Diese Prinzipien zeigen, dass es nicht nur darum geht, Softwares wie Blog- oder Lernplattformen barrierefrei zu machen, sondern auch die damit bereitgestellten Inhalte. Dafür braucht es den Einsatz von allen Nutzer:innen. Für das Prinzip «Wahrnehmbar» kann man sich z.B. am «Zwei-Sinne-Prinzip» orientieren: Informationen sollten nicht nur über einen der drei Sinneskanäle Sehen, Hören und Fühlen erfasst werden können, sondern über zwei. Das bedeutet beispielsweise, Alternativtexte für Bilder zu verfassen, Videos mit Untertiteln zu versehen und Transkripte von Audiodateien anzubieten. Zum Prinzip «Verständlich» gehört unter anderem, eine möglichst einfache, der Zielgruppe angemessene Sprache einzusetzen, und Abkürzungen direkt beim ersten Auftauchen zu erklären.
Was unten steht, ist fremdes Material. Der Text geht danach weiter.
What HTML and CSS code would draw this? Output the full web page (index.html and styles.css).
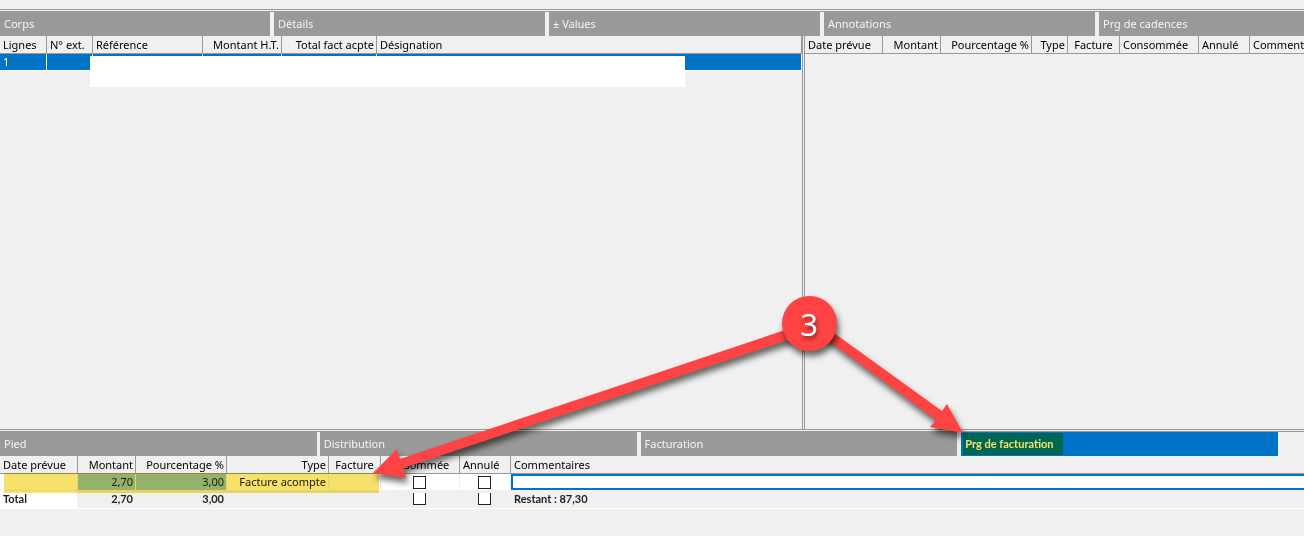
FILE: index.html
```
<!DOCTYPE html>
<html lang="fr">
<head>
  <meta charset="UTF-8">
  <title>Prg de facturation</title>
  <meta name="viewport" content="width=device-width, initial-scale=1">
  <link rel="stylesheet" href="styles.css">
</head>

<body>

  <!-- CORPS -->
  <nav class="tabs tabs-top">
    <button type="button" class="tab">Corps</button>
    <button type="button" class="tab">Détails</button>
    <button type="button" class="tab">± Values</button>
    <button type="button" class="tab">Annotations</button>
    <button type="button" class="tab">Prg de cadences</button>
  </nav>

  <main class="panes">
    <section class="pane pane-left">
      <table class="grid">
        <colgroup>
          <col class="w47"><col class="w46"><col class="w110"><col class="w79"><col class="w95"><col>
        </colgroup>
        <thead>
          <tr>
            <th>Lignes</th>
            <th>N° ext.</th>
            <th>Référence</th>
            <th class="num">Montant H.T.</th>
            <th class="num">Total fact acpte</th>
            <th>Désignation</th>
          </tr>
        </thead>
        <tbody>
          <tr class="selected">
            <td>1</td><td></td><td></td><td></td><td></td><td></td>
          </tr>
        </tbody>
      </table>
      <div class="mask"></div>
    </section>

    <section class="pane pane-right">
      <table class="grid">
        <colgroup>
          <col class="w78"><col class="w58"><col class="w91"><col class="w36"><col class="w52"><col class="w79"><col class="w51"><col>
        </colgroup>
        <thead>
          <tr>
            <th>Date prévue</th>
            <th class="num">Montant</th>
            <th class="num">Pourcentage %</th>
            <th class="num">Type</th>
            <th class="mid">Facture</th>
            <th>Consommée</th>
            <th>Annulé</th>
            <th>Commentaires</th>
          </tr>
        </thead>
      </table>
    </section>
  </main>

  <!-- PIED -->
  <nav class="tabs tabs-bottom">
    <button type="button" class="tab">Pied</button>
    <button type="button" class="tab">Distribution</button>
    <button type="button" class="tab">Facturation</button>
    <button type="button" class="tab active">Prg de facturation<span class="marker marker-tab"></span></button>
  </nav>

  <section class="footer">
    <table class="grid">
      <colgroup>
        <col class="w78"><col class="w58"><col class="w91"><col class="w102"><col class="w52"><col class="w79"><col class="w51"><col>
      </colgroup>
      <thead>
        <tr>
          <th>Date prévue</th>
          <th class="num">Montant</th>
          <th class="num">Pourcentage %</th>
          <th class="num">Type</th>
          <th class="mid">Facture</th>
          <th>Consommée</th>
          <th>Annulé</th>
          <th>Commentaires</th>
        </tr>
      </thead>
      <tbody>
        <tr class="edit">
          <td></td>
          <td class="num picked">2,70</td>
          <td class="num picked">3,00</td>
          <td class="num">Facture acompte</td>
          <td></td>
          <td class="check"><input type="checkbox" aria-label="Consommée"></td>
          <td class="check"><input type="checkbox" aria-label="Annulé"></td>
          <td class="field"><input type="text" class="comment" aria-label="Commentaires"></td>
        </tr>
        <tr class="total">
          <td class="label">Total</td>
          <td class="num">2,70</td>
          <td class="num">3,00</td>
          <td></td>
          <td></td>
          <td class="check"><input type="checkbox" aria-label="Total consommée"></td>
          <td class="check"><input type="checkbox" aria-label="Total annulé"></td>
          <td>Restant : 87,30</td>
        </tr>
      </tbody>
    </table>
    <span class="marker marker-row"></span>
  </section>

  <!-- step number and its two arrows -->
  <svg class="callout" width="1304" height="536" viewBox="0 0 1304 536" aria-hidden="true">
    <g class="arrows">
      <path d="M373 473 L397 449 L400 459 L800 325 L803 335 L403 468 L406 478 Z"/>
      <path d="M963 433 L947 404 L942 411 L820 323 L814 330 L936 420 L930 427 Z"/>
    </g>
    <circle class="bullet" cx="809.5" cy="323.5" r="27.5"/>
    <text class="step" x="809" y="336">3</text>
  </svg>

</body>
</html>
```
FILE: styles.css
```
* {
  box-sizing: border-box;
}

body {
  margin: 0;
  padding: 9px 0 27px;
  min-height: 100vh;
  display: flex;
  flex-direction: column;
  position: relative;
  overflow: hidden;
  background: #f0f0f0;
  color: #000;
  font: 11px/16px "Noto Sans", "Open Sans", sans-serif;
}

button, input {
  font: inherit;
  margin: 0;
}

/* TABS */
.tabs {
  display: flex;
  gap: 4px;
  height: 27px;
  border-top: 1px solid #999;
  padding-top: 2px;
  background: linear-gradient(#999, #999) 0 1px / 100% 1px no-repeat;
  overflow: hidden;
}

.tab {
  border: 0;
  padding: 0 4px;
  background: #999;
  color: #f5f5f5;
  text-align: left;
  white-space: nowrap;
}

.tabs-top .tab {
  flex: 0 0 271px;
}

.tabs-top .tab:first-child {
  flex-basis: 270px;
}

.tabs-bottom {
  padding-right: 26px;
}

.tabs-bottom .tab {
  flex: 1 1 0;
}

.tabs-bottom .tab:first-child {
  margin-right: -1px;
}

.tab.active {
  position: relative;
  background: #0073c7;
  color: #fff;
  font-family: Lato, "Noto Sans", sans-serif;
  font-weight: bold;
}

/* GRIDS */
.panes {
  flex: 1;
  display: flex;
}

.pane {
  position: relative;
  overflow: hidden;
}

.pane-left {
  width: 61.5%;
}

.pane-right {
  flex: 1;
  border-left: 1px solid #999;
  box-shadow: inset 1px 0 #f0f0f0, inset 2px 0 #999;
  padding-left: 2px;
}

.grid {
  width: 100%;
  table-layout: fixed;
  border-collapse: separate;
  border-spacing: 0;
}

.w36 { width: 36px; }
.w46 { width: 46px; }
.w47 { width: 47px; }
.w51 { width: 51px; }
.w52 { width: 52px; }
.w58 { width: 58px; }
.w78 { width: 78px; }
.w79 { width: 79px; }
.w91 { width: 91px; }
.w95 { width: 95px; }
.w102 { width: 102px; }
.w110 { width: 110px; }

th, td {
  padding: 0 3px;
  text-align: left;
  white-space: nowrap;
  overflow: hidden;
}

th {
  height: 18px;
  border-right: 1px solid #999;
  border-bottom: 1px solid #999;
  font-weight: normal;
}

td {
  height: 17px;
  border-right: 1px solid #f0f0f0;
  border-bottom: 1px solid #fff;
}

.footer th:last-child,
.pane-right th:last-child {
  border-right: 0;
}

.num {
  text-align: right;
  padding: 0 2px 0 0;
}

.mid {
  text-align: center;
  padding: 0;
}

.selected td {
  background: #0073c7;
  color: #fff;
}

.mask {
  position: absolute;
  left: 90px;
  top: 20px;
  width: 595px;
  height: 31px;
  background: #fff;
}

/* FOOTER */
.footer {
  position: relative;
}

.edit td {
  background: #fff;
  border-bottom-color: #f0f0f0;
  color: #222;
}

.edit .picked {
  background: #99c9ff;
}

.total td {
  height: 18px;
  padding-bottom: 1px;
  font-family: Lato, "Noto Sans", sans-serif;
  font-weight: bold;
  color: #222;
}

.total .label {
  background: #fff;
}

td.check {
  padding: 0 1px 0 0;
  text-align: center;
  line-height: 0;
}

.check input {
  appearance: none;
  width: 13px;
  height: 13px;
  border: 1px solid #222;
  background: #fff;
  vertical-align: middle;
}

.total .check {
  vertical-align: top;
  padding-top: 2px;
}

.total .check input {
  border-top: 0;
  height: 12px;
  vertical-align: top;
}

td.field {
  padding: 0;
  border-right: 0;
}

.comment {
  display: block;
  width: 100%;
  height: 16px;
  border: 2px solid #0073c7;
  border-right: 0;
  padding: 0 2px;
  background: #fff;
  outline: 0;
}

/* HIGHLIGHTER + CALLOUT */
.marker {
  position: absolute;
  background: #f6e26b;
  mix-blend-mode: multiply;
  pointer-events: none;
}

.marker-tab {
  left: 2px;
  top: 1px;
  width: 100px;
  height: 22px;
}

.marker-row {
  left: 4px;
  top: 17px;
  width: 375px;
  height: 20px;
}

.callout {
  position: absolute;
  left: 0;
  top: 0;
  pointer-events: none;
}

.arrows, .bullet {
  fill: #ff4343;
  filter: drop-shadow(2px 5px 3px rgba(0, 0, 0, .6));
}

.step {
  fill: #fff;
  font-size: 31px;
  text-anchor: middle;
  filter: drop-shadow(1px 3px 2px rgba(0, 0, 0, .5));
}
```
Bei der Umsetzung hilft die kürzlich von der ILIAS-Community veröffentlichte «Toolbox Digitale Barrierefreiheit». Neben grundlegenden Informationen zu Barrieren und Barrierefreiheit gibt es auch Umsetzungstipps – nicht nur auf ILIAS und digitale Medien bezogen, sondern auch zur Durchführung von Lehrveranstaltungen und Sprechstunden.

Es ist also gar nicht so schwer, «digitale Bordsteinkanten» abzusenken, um die digitale Lehre für alle zugänglich und damit besser zu machen, und jede:r kann mithelfen.